Set down all of the data that follows word for word, without the images.
·····
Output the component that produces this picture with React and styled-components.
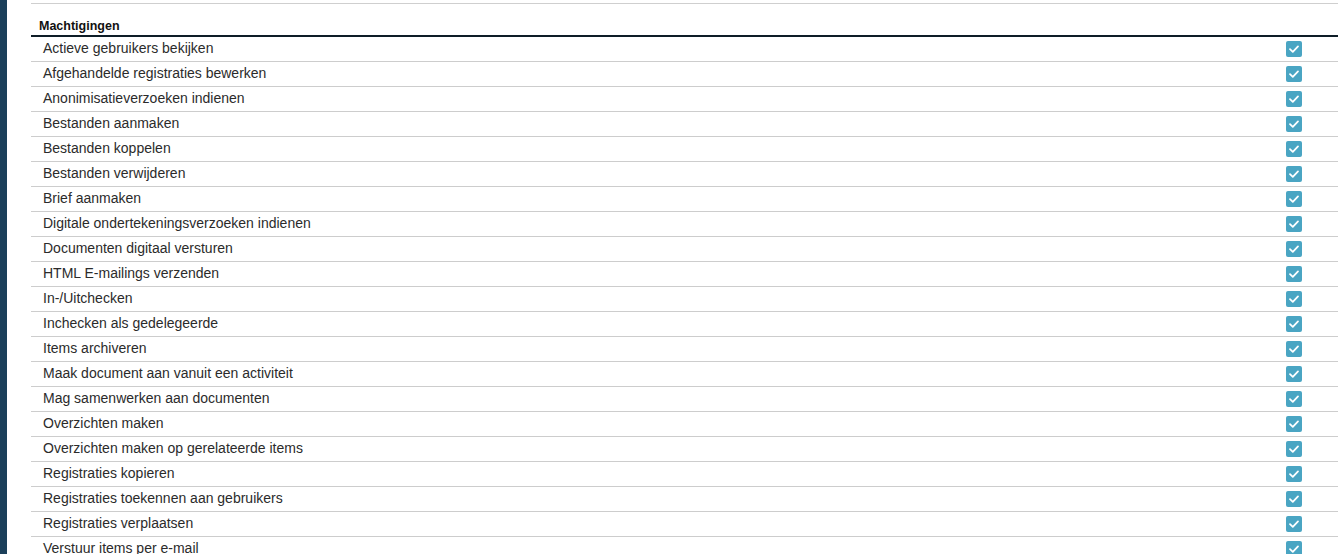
import styled, { createGlobalStyle } from 'styled-components'

const GlobalStyle = createGlobalStyle`
  html, body {
    margin: 0;
    padding: 0;
    background: #fff;
    overflow: hidden;
  }
  body {
    font-family: 'Liberation Sans', Arial, sans-serif;
  }
`

const Page = styled.div`
  display: flex;
  height: 554px;
  overflow: hidden;
`

const Sidebar = styled.div`
  width: 7px;
  flex-shrink: 0;
  background-color: #1b3f5a;
`

const Content = styled.div`
  flex: 1;
  padding: 3px 0 0 24px;
`

const TopRule = styled.div`
  border-top: 1px solid #cfcfcf;
`

const Heading = styled.div`
  padding: 14px 0 0 8px;
  height: 17px;
  font-size: 12.5px;
  font-weight: bold;
  color: #111;
  line-height: 16px;
`

const Table = styled.div`
  border-top: 2px solid #0e1d27;
`

const Row = styled.div`
  display: grid;
  grid-template-columns: 1fr 88px;
  align-items: start;
  height: 24px;
  border-bottom: 1px solid #cdcdcd;
`

const Label = styled.div`
  padding-left: 12px;
  font-size: 14px;
  color: #2b2b2b;
  line-height: 22px;
  white-space: nowrap;
`

const CheckCell = styled.div`
  display: flex;
  justify-content: center;
  padding-top: 4px;
`

const Box = styled.div`
  width: 16px;
  height: 16px;
  border-radius: 2px;
  background-color: #4aa5c3;
  display: flex;
  align-items: center;
  justify-content: center;
`

const PERMISSIONS = [
  'Actieve gebruikers bekijken',
  'Afgehandelde registraties bewerken',
  'Anonimisatieverzoeken indienen',
  'Bestanden aanmaken',
  'Bestanden koppelen',
  'Bestanden verwijderen',
  'Brief aanmaken',
  'Digitale ondertekeningsverzoeken indienen',
  'Documenten digitaal versturen',
  'HTML E-mailings verzenden',
  'In-/Uitchecken',
  'Inchecken als gedelegeerde',
  'Items archiveren',
  'Maak document aan vanuit een activiteit',
  'Mag samenwerken aan documenten',
  'Overzichten maken',
  'Overzichten maken op gerelateerde items',
  'Registraties kopieren',
  'Registraties toekennen aan gebruikers',
  'Registraties verplaatsen',
  'Verstuur items per e-mail',
]

const Checkbox = () => (
  <Box>
    <svg width="16" height="16" viewBox="0 0 16 16">
      <path
        d="M4 8.2 L6.8 10.8 L12 5.4"
        fill="none"
        stroke="#fff"
        strokeWidth="1.8"
        strokeLinecap="round"
        strokeLinejoin="round"
      />
    </svg>
  </Box>
)

const App = () => {
  return (
    <Page>
      <GlobalStyle />
      <Sidebar />
      <Content>
        <TopRule />
        <Heading>Machtigingen</Heading>
        <Table>
          {PERMISSIONS.map((label) => (
            <Row key={label}>
              <Label>{label}</Label>
              <CheckCell>
                <Checkbox />
              </CheckCell>
            </Row>
          ))}
        </Table>
      </Content>
    </Page>
  )
}

export default App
·····
## Answer for the task
Output the component that produces this picture with React and styled-components.
import styled, { createGlobalStyle } from 'styled-components'

const GlobalStyle = createGlobalStyle`
  html, body {
    margin: 0;
    padding: 0;
    background: #fff;
    overflow: hidden;
  }
  body {
    font-family: 'Liberation Sans', Arial, sans-serif;
  }
`

const Page = styled.div`
  display: flex;
  height: 554px;
  overflow: hidden;
`

const Sidebar = styled.div`
  width: 7px;
  flex-shrink: 0;
  background-color: #1b3f5a;
`

const Content = styled.div`
  flex: 1;
  padding: 3px 0 0 24px;
`

const TopRule = styled.div`
  border-top: 1px solid #cfcfcf;
`

const Heading = styled.div`
  padding: 14px 0 0 8px;
  height: 17px;
  font-size: 12.5px;
  font-weight: bold;
  color: #111;
  line-height: 16px;
`

const Table = styled.div`
  border-top: 2px solid #0e1d27;
`

const Row = styled.div`
  display: grid;
  grid-template-columns: 1fr 88px;
  align-items: start;
  height: 24px;
  border-bottom: 1px solid #cdcdcd;
`

const Label = styled.div`
  padding-left: 12px;
  font-size: 14px;
  color: #2b2b2b;
  line-height: 22px;
  white-space: nowrap;
`

const CheckCell = styled.div`
  display: flex;
  justify-content: center;
  padding-top: 4px;
`

const Box = styled.div`
  width: 16px;
  height: 16px;
  border-radius: 2px;
  background-color: #4aa5c3;
  display: flex;
  align-items: center;
  justify-content: center;
`

const PERMISSIONS = [
  'Actieve gebruikers bekijken',
  'Afgehandelde registraties bewerken',
  'Anonimisatieverzoeken indienen',
  'Bestanden aanmaken',
  'Bestanden koppelen',
  'Bestanden verwijderen',
  'Brief aanmaken',
  'Digitale ondertekeningsverzoeken indienen',
  'Documenten digitaal versturen',
  'HTML E-mailings verzenden',
  'In-/Uitchecken',
  'Inchecken als gedelegeerde',
  'Items archiveren',
  'Maak document aan vanuit een activiteit',
  'Mag samenwerken aan documenten',
  'Overzichten maken',
  'Overzichten maken op gerelateerde items',
  'Registraties kopieren',
  'Registraties toekennen aan gebruikers',
  'Registraties verplaatsen',
  'Verstuur items per e-mail',
]

const Checkbox = () => (
  <Box>
    <svg width="16" height="16" viewBox="0 0 16 16">
      <path
        d="M4 8.2 L6.8 10.8 L12 5.4"
        fill="none"
        stroke="#fff"
        strokeWidth="1.8"
        strokeLinecap="round"
        strokeLinejoin="round"
      />
    </svg>
  </Box>
)

const App = () => {
  return (
    <Page>
      <GlobalStyle />
      <Sidebar />
      <Content>
        <TopRule />
        <Heading>Machtigingen</Heading>
        <Table>
          {PERMISSIONS.map((label) => (
            <Row key={label}>
              <Label>{label}</Label>
              <CheckCell>
                <Checkbox />
              </CheckCell>
            </Row>
          ))}
        </Table>
      </Content>
    </Page>
  )
}

export default App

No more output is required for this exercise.